*What the task asks*
Work out the number of lines containing "with". Give that number alone.

[Raw records]
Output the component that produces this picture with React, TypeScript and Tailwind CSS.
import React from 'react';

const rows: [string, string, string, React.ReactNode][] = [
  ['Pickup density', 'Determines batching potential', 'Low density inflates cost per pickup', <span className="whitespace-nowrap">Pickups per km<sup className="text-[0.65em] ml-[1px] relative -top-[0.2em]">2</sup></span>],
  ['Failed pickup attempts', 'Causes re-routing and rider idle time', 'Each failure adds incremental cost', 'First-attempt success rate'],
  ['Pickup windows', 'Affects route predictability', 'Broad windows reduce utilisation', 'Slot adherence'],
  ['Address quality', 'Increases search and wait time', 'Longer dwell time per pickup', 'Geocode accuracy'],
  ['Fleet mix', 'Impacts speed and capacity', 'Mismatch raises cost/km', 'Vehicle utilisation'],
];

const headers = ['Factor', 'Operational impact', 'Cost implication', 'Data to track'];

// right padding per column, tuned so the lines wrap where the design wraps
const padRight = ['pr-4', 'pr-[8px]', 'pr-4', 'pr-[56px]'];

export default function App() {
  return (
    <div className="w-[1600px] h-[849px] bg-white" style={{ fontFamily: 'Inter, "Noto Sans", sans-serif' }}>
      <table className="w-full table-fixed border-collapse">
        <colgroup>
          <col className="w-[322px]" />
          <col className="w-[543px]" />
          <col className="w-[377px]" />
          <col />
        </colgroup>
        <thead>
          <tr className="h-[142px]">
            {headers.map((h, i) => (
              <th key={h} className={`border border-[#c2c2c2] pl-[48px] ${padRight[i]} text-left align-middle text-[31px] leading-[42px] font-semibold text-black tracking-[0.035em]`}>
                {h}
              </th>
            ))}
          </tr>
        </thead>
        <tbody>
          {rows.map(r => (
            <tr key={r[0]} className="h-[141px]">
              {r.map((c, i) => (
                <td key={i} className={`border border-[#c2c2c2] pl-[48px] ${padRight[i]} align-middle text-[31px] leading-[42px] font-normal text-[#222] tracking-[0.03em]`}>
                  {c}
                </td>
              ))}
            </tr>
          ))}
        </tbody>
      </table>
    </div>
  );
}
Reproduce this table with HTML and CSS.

*Exercise response*
2